**AIM:** Return the listing below unchanged, minus its pictures.

**LISTING:**
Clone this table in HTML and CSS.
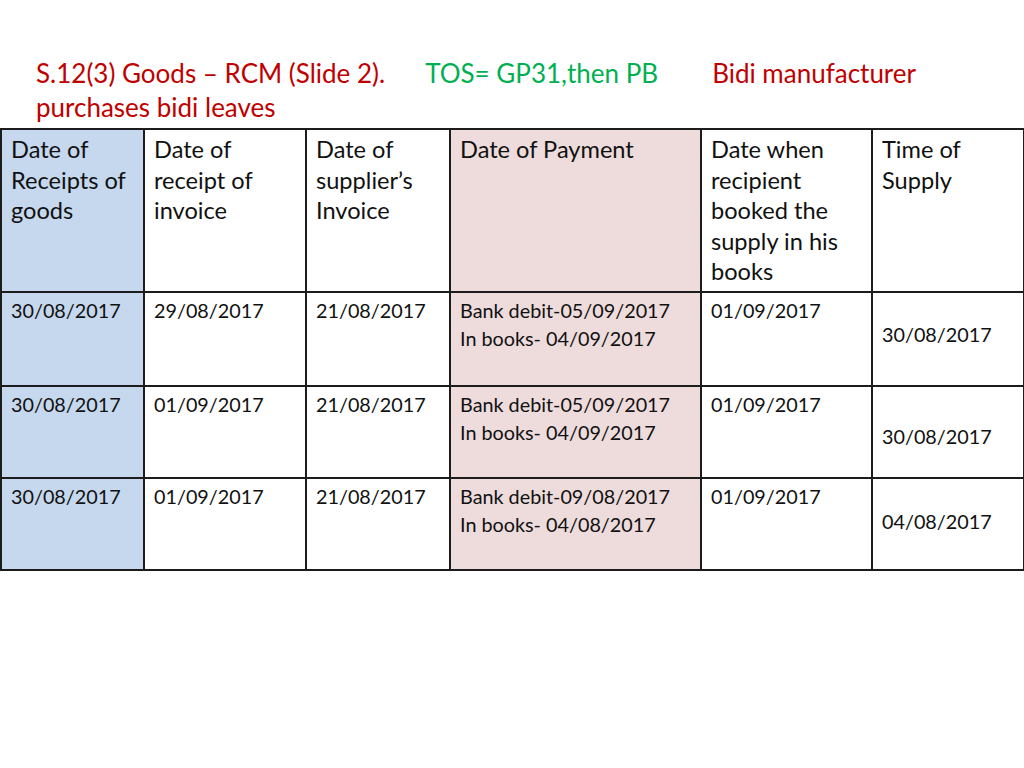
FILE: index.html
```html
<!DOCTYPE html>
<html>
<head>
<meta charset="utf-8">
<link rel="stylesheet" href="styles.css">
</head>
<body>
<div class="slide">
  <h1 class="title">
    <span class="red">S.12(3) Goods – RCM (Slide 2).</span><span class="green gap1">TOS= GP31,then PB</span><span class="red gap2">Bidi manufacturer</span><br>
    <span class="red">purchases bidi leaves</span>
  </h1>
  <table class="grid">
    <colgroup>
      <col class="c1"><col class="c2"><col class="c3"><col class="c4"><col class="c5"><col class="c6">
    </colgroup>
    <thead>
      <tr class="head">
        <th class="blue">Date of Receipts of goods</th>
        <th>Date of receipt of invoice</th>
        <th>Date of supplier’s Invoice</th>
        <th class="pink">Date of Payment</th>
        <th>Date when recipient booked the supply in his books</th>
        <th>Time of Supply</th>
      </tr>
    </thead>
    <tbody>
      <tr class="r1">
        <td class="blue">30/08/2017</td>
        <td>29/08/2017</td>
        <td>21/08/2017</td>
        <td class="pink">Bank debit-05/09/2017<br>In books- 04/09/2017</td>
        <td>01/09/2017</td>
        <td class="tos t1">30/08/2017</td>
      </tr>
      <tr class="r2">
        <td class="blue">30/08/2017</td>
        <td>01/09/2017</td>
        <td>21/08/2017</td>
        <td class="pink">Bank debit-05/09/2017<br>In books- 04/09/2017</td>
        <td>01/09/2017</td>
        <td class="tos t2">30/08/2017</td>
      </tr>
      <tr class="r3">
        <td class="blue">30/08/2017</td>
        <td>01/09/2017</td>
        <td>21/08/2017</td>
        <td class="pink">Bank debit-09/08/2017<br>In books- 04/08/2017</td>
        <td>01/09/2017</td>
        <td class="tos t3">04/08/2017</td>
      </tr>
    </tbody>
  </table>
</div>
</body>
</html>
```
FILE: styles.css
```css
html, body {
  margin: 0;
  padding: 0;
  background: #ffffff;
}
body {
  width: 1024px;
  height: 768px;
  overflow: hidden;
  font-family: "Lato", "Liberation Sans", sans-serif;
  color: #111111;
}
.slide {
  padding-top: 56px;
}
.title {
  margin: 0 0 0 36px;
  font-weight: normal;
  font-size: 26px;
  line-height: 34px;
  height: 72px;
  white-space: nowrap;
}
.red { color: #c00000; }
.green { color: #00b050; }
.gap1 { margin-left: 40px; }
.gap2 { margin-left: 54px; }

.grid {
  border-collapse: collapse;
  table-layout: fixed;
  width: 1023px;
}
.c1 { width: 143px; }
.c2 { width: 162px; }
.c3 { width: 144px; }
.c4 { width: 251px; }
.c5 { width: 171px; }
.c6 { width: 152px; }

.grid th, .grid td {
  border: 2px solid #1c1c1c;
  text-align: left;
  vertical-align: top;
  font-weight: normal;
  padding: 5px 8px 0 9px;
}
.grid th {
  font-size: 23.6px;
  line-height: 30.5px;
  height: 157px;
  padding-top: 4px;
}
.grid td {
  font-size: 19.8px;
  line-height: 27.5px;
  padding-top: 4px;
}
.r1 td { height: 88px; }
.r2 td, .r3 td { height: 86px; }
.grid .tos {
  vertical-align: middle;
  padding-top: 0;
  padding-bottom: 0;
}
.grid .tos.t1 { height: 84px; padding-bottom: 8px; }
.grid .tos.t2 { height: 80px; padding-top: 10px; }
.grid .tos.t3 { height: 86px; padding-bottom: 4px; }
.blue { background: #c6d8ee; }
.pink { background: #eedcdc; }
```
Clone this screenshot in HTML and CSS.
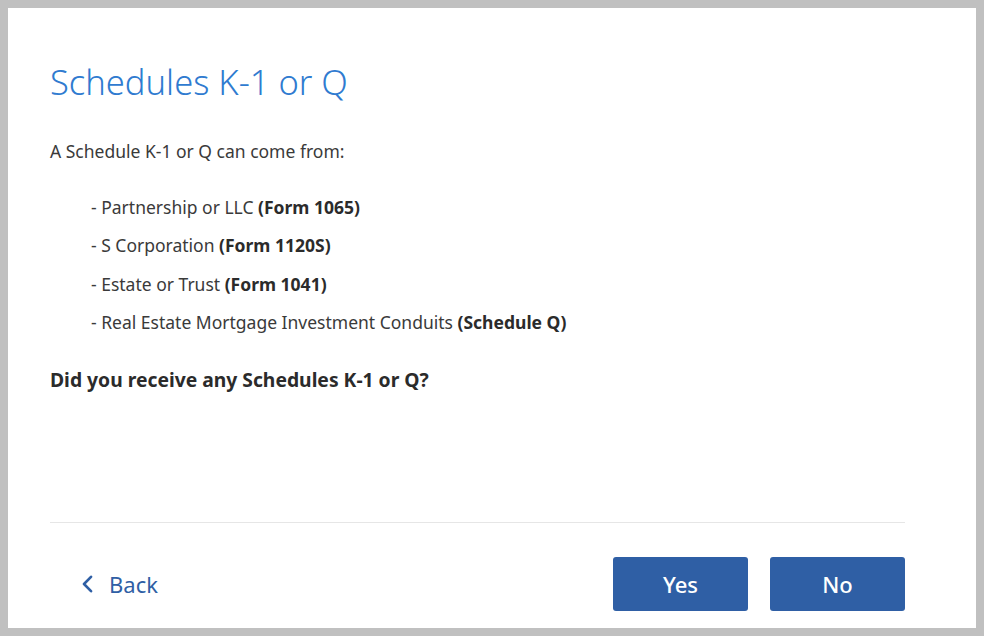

**FINISHED ANSWER:**
Clone this table in HTML and CSS.
FILE: index.html
```html
<!DOCTYPE html>
<html>
<head>
<meta charset="utf-8">
<link rel="stylesheet" href="styles.css">
</head>
<body>
<div class="slide">
  <h1 class="title">
    <span class="red">S.12(3) Goods – RCM (Slide 2).</span><span class="green gap1">TOS= GP31,then PB</span><span class="red gap2">Bidi manufacturer</span><br>
    <span class="red">purchases bidi leaves</span>
  </h1>
  <table class="grid">
    <colgroup>
      <col class="c1"><col class="c2"><col class="c3"><col class="c4"><col class="c5"><col class="c6">
    </colgroup>
    <thead>
      <tr class="head">
        <th class="blue">Date of Receipts of goods</th>
        <th>Date of receipt of invoice</th>
        <th>Date of supplier’s Invoice</th>
        <th class="pink">Date of Payment</th>
        <th>Date when recipient booked the supply in his books</th>
        <th>Time of Supply</th>
      </tr>
    </thead>
    <tbody>
      <tr class="r1">
        <td class="blue">30/08/2017</td>
        <td>29/08/2017</td>
        <td>21/08/2017</td>
        <td class="pink">Bank debit-05/09/2017<br>In books- 04/09/2017</td>
        <td>01/09/2017</td>
        <td class="tos t1">30/08/2017</td>
      </tr>
      <tr class="r2">
        <td class="blue">30/08/2017</td>
        <td>01/09/2017</td>
        <td>21/08/2017</td>
        <td class="pink">Bank debit-05/09/2017<br>In books- 04/09/2017</td>
        <td>01/09/2017</td>
        <td class="tos t2">30/08/2017</td>
      </tr>
      <tr class="r3">
        <td class="blue">30/08/2017</td>
        <td>01/09/2017</td>
        <td>21/08/2017</td>
        <td class="pink">Bank debit-09/08/2017<br>In books- 04/08/2017</td>
        <td>01/09/2017</td>
        <td class="tos t3">04/08/2017</td>
      </tr>
    </tbody>
  </table>
</div>
</body>
</html>
```
FILE: styles.css
```css
html, body {
  margin: 0;
  padding: 0;
  background: #ffffff;
}
body {
  width: 1024px;
  height: 768px;
  overflow: hidden;
  font-family: "Lato", "Liberation Sans", sans-serif;
  color: #111111;
}
.slide {
  padding-top: 56px;
}
.title {
  margin: 0 0 0 36px;
  font-weight: normal;
  font-size: 26px;
  line-height: 34px;
  height: 72px;
  white-space: nowrap;
}
.red { color: #c00000; }
.green { color: #00b050; }
.gap1 { margin-left: 40px; }
.gap2 { margin-left: 54px; }

.grid {
  border-collapse: collapse;
  table-layout: fixed;
  width: 1023px;
}
.c1 { width: 143px; }
.c2 { width: 162px; }
.c3 { width: 144px; }
.c4 { width: 251px; }
.c5 { width: 171px; }
.c6 { width: 152px; }

.grid th, .grid td {
  border: 2px solid #1c1c1c;
  text-align: left;
  vertical-align: top;
  font-weight: normal;
  padding: 5px 8px 0 9px;
}
.grid th {
  font-size: 23.6px;
  line-height: 30.5px;
  height: 157px;
  padding-top: 4px;
}
.grid td {
  font-size: 19.8px;
  line-height: 27.5px;
  padding-top: 4px;
}
.r1 td { height: 88px; }
.r2 td, .r3 td { height: 86px; }
.grid .tos {
  vertical-align: middle;
  padding-top: 0;
  padding-bottom: 0;
}
.grid .tos.t1 { height: 84px; padding-bottom: 8px; }
.grid .tos.t2 { height: 80px; padding-top: 10px; }
.grid .tos.t3 { height: 86px; padding-bottom: 4px; }
.blue { background: #c6d8ee; }
.pink { background: #eedcdc; }
```
Clone this screenshot in HTML and CSS.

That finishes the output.